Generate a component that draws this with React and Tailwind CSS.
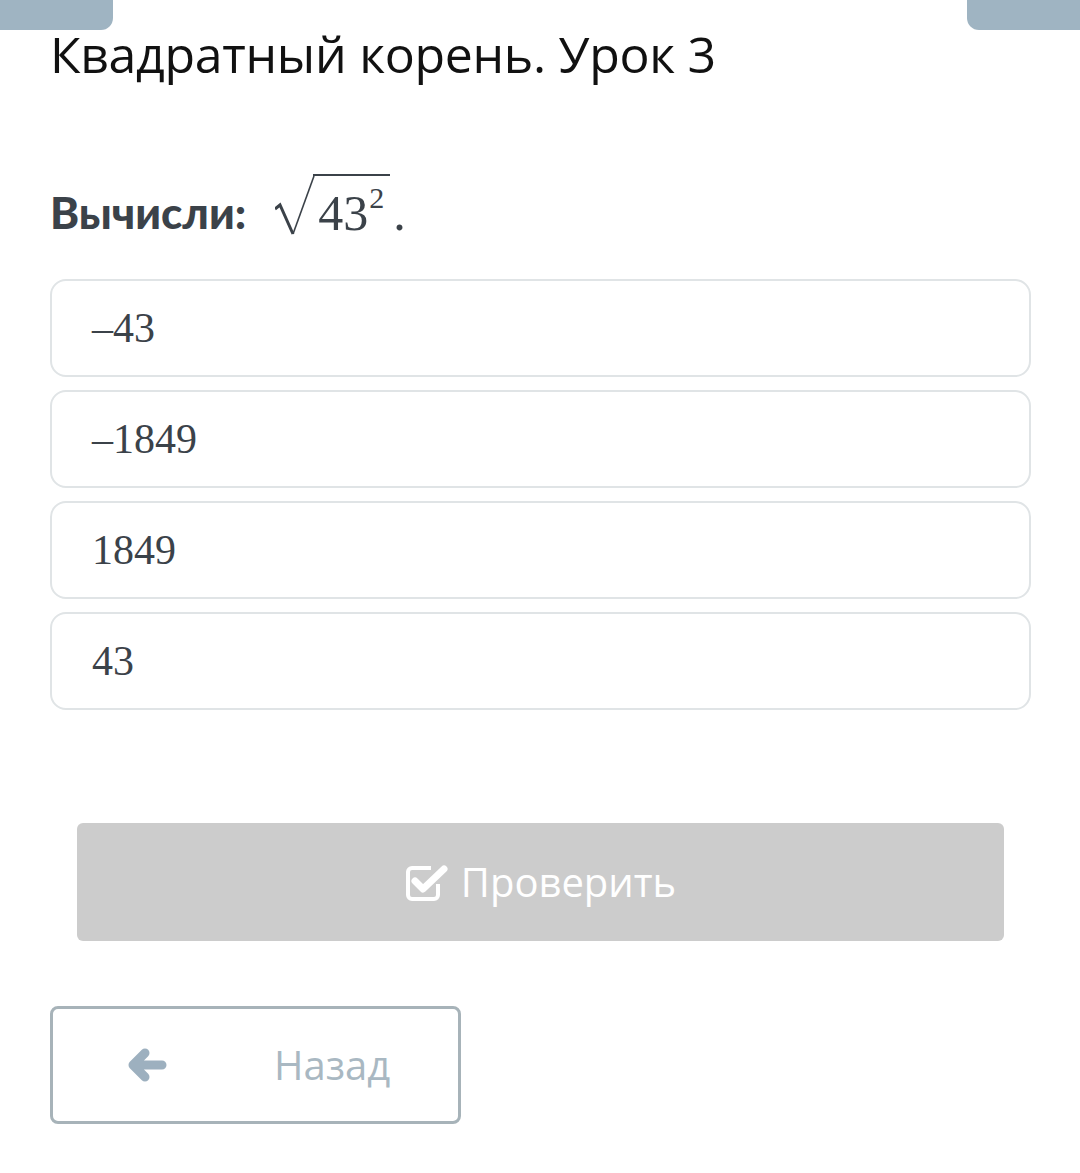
const options = ["–43", "–1849", "1849", "43"]

function CheckSquare() {
  return (
    <svg width="44" height="40" viewBox="0 0 44 40" fill="none">
      <path
        d="M33 22 V33 a4 4 0 0 1 -4 4 H7 a4 4 0 0 1 -4 -4 V10 a4 4 0 0 1 4 -4 H26"
        stroke="white"
        strokeWidth="4"
      />
      <path
        d="M10 19 L18 27 L39 7"
        stroke="white"
        strokeWidth="7"
        strokeLinecap="round"
        strokeLinejoin="round"
      />
    </svg>
  )
}

function ArrowBack() {
  return (
    <svg width="40" height="34" viewBox="0 0 40 34" fill="none">
      <path
        d="M6 17 H35 M18 5 L6 17 L18 29"
        stroke="#9db0bf"
        strokeWidth="9"
        strokeLinecap="round"
        strokeLinejoin="round"
      />
    </svg>
  )
}

export default function App() {
  return (
    <div className="h-[1173px] w-[1080px] overflow-hidden bg-white font-['Open_Sans',sans-serif]">
      <div className="flex justify-between">
        <div className="h-[30px] w-[113px] rounded-br-[12px] bg-[#9fb4c2]" />
        <div className="h-[30px] w-[113px] rounded-bl-[12px] bg-[#9fb4c2]" />
      </div>

      <div className="px-[50px]">
        <h1 className="-mt-[6px] text-[50px] leading-[60px] tracking-[-0.3px] text-[#111]">
          Квадратный корень. Урок 3
        </h1>

        <div className="mt-[90px] flex items-end">
          <span className="font-['Lato',sans-serif] text-[44px] font-black leading-[46px] text-[#3b4249]">
            Вычисли:
          </span>
          <span className="ml-[29px] flex items-end font-['Liberation_Serif',serif] text-[#3b4249]">
            <svg width="40" height="60" viewBox="0 0 40 60" className="-mr-[2px]">
              <path d="M0 34 L5 30 L18 59" fill="none" stroke="#3b4249" strokeWidth="3" />
              <path d="M18 59 L39 1" fill="none" stroke="#3b4249" strokeWidth="1.6" />
            </svg>
            <span className="border-t-2 border-[#3b4249] pl-[5px] pr-[6px] pt-[15px] text-[50px] leading-[44px]">
              43
              <span className="relative -top-[22px] ml-[1px] text-[30px] leading-none">2</span>
            </span>
            <span className="ml-[3px] text-[50px] leading-[44px]">.</span>
          </span>
        </div>

        <div className="mt-[44px] flex w-[981px] flex-col gap-[13px]">
          {options.map((o) => (
            <div
              key={o}
              className="flex h-[98px] items-center rounded-[16px] border-2 border-[#e0e4e6] pl-[40px] font-['Liberation_Serif',serif] text-[42px] text-[#3b4249]"
            >
              {o}
            </div>
          ))}
        </div>
      </div>

      <div className="mt-[113px] px-[77px]">
        <div className="flex h-[118px] w-[927px] items-center justify-center gap-[12px] rounded-[6px] bg-[#cccccc] text-[40px] text-white">
          <CheckSquare />
          <span>Проверить</span>
        </div>
      </div>

      <div className="mt-[65px] px-[50px]">
        <div className="flex h-[118px] w-[411px] items-center rounded-[8px] border-[3px] border-[#a7b3b9] pl-[74px] text-[40px] text-[#a9b8c2]">
          <ArrowBack />
          <span className="ml-[107px]">Назад</span>
        </div>
      </div>
    </div>
  )
}
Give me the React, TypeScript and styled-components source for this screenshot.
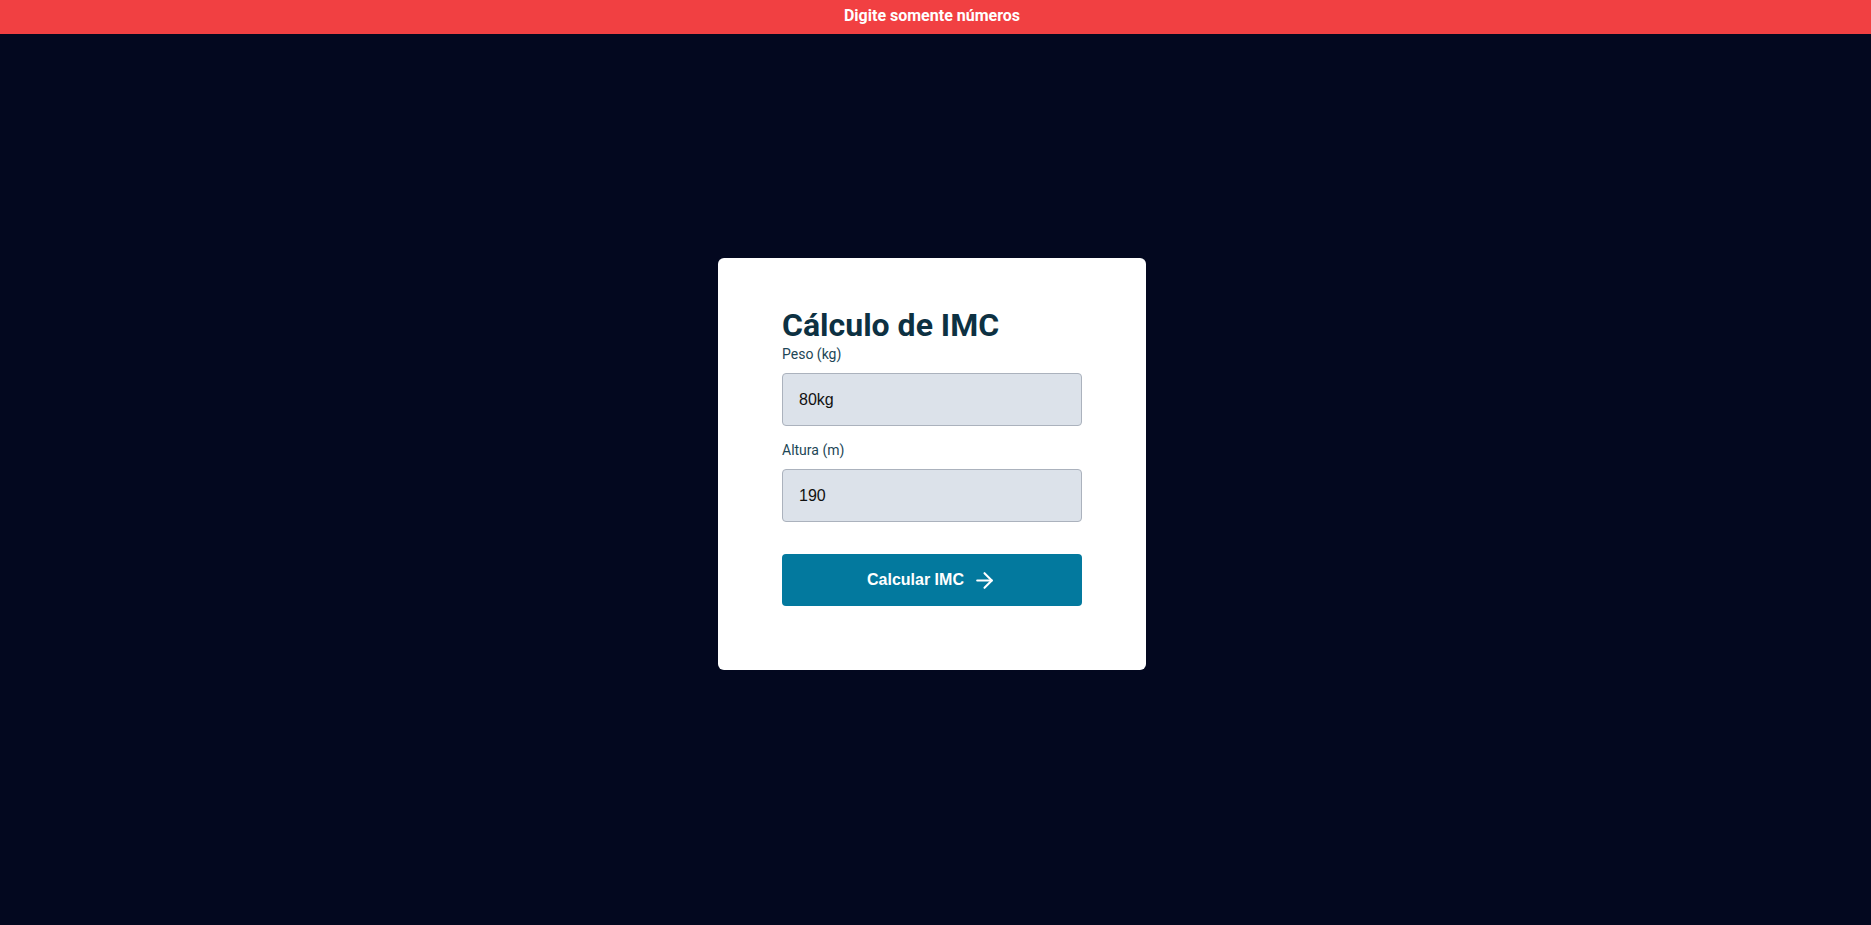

§ **GIVEN EXERCISE**
Reproduce all entries exactly. Pictures do not belong in the copy.

§ **THE ANSWER**
Generate a component that draws this with React and Tailwind CSS.
const options = ["–43", "–1849", "1849", "43"]

function CheckSquare() {
  return (
    <svg width="44" height="40" viewBox="0 0 44 40" fill="none">
      <path
        d="M33 22 V33 a4 4 0 0 1 -4 4 H7 a4 4 0 0 1 -4 -4 V10 a4 4 0 0 1 4 -4 H26"
        stroke="white"
        strokeWidth="4"
      />
      <path
        d="M10 19 L18 27 L39 7"
        stroke="white"
        strokeWidth="7"
        strokeLinecap="round"
        strokeLinejoin="round"
      />
    </svg>
  )
}

function ArrowBack() {
  return (
    <svg width="40" height="34" viewBox="0 0 40 34" fill="none">
      <path
        d="M6 17 H35 M18 5 L6 17 L18 29"
        stroke="#9db0bf"
        strokeWidth="9"
        strokeLinecap="round"
        strokeLinejoin="round"
      />
    </svg>
  )
}

export default function App() {
  return (
    <div className="h-[1173px] w-[1080px] overflow-hidden bg-white font-['Open_Sans',sans-serif]">
      <div className="flex justify-between">
        <div className="h-[30px] w-[113px] rounded-br-[12px] bg-[#9fb4c2]" />
        <div className="h-[30px] w-[113px] rounded-bl-[12px] bg-[#9fb4c2]" />
      </div>

      <div className="px-[50px]">
        <h1 className="-mt-[6px] text-[50px] leading-[60px] tracking-[-0.3px] text-[#111]">
          Квадратный корень. Урок 3
        </h1>

        <div className="mt-[90px] flex items-end">
          <span className="font-['Lato',sans-serif] text-[44px] font-black leading-[46px] text-[#3b4249]">
            Вычисли:
          </span>
          <span className="ml-[29px] flex items-end font-['Liberation_Serif',serif] text-[#3b4249]">
            <svg width="40" height="60" viewBox="0 0 40 60" className="-mr-[2px]">
              <path d="M0 34 L5 30 L18 59" fill="none" stroke="#3b4249" strokeWidth="3" />
              <path d="M18 59 L39 1" fill="none" stroke="#3b4249" strokeWidth="1.6" />
            </svg>
            <span className="border-t-2 border-[#3b4249] pl-[5px] pr-[6px] pt-[15px] text-[50px] leading-[44px]">
              43
              <span className="relative -top-[22px] ml-[1px] text-[30px] leading-none">2</span>
            </span>
            <span className="ml-[3px] text-[50px] leading-[44px]">.</span>
          </span>
        </div>

        <div className="mt-[44px] flex w-[981px] flex-col gap-[13px]">
          {options.map((o) => (
            <div
              key={o}
              className="flex h-[98px] items-center rounded-[16px] border-2 border-[#e0e4e6] pl-[40px] font-['Liberation_Serif',serif] text-[42px] text-[#3b4249]"
            >
              {o}
            </div>
          ))}
        </div>
      </div>

      <div className="mt-[113px] px-[77px]">
        <div className="flex h-[118px] w-[927px] items-center justify-center gap-[12px] rounded-[6px] bg-[#cccccc] text-[40px] text-white">
          <CheckSquare />
          <span>Проверить</span>
        </div>
      </div>

      <div className="mt-[65px] px-[50px]">
        <div className="flex h-[118px] w-[411px] items-center rounded-[8px] border-[3px] border-[#a7b3b9] pl-[74px] text-[40px] text-[#a9b8c2]">
          <ArrowBack />
          <span className="ml-[107px]">Назад</span>
        </div>
      </div>
    </div>
  )
}
Give me the React, TypeScript and styled-components source for this screenshot.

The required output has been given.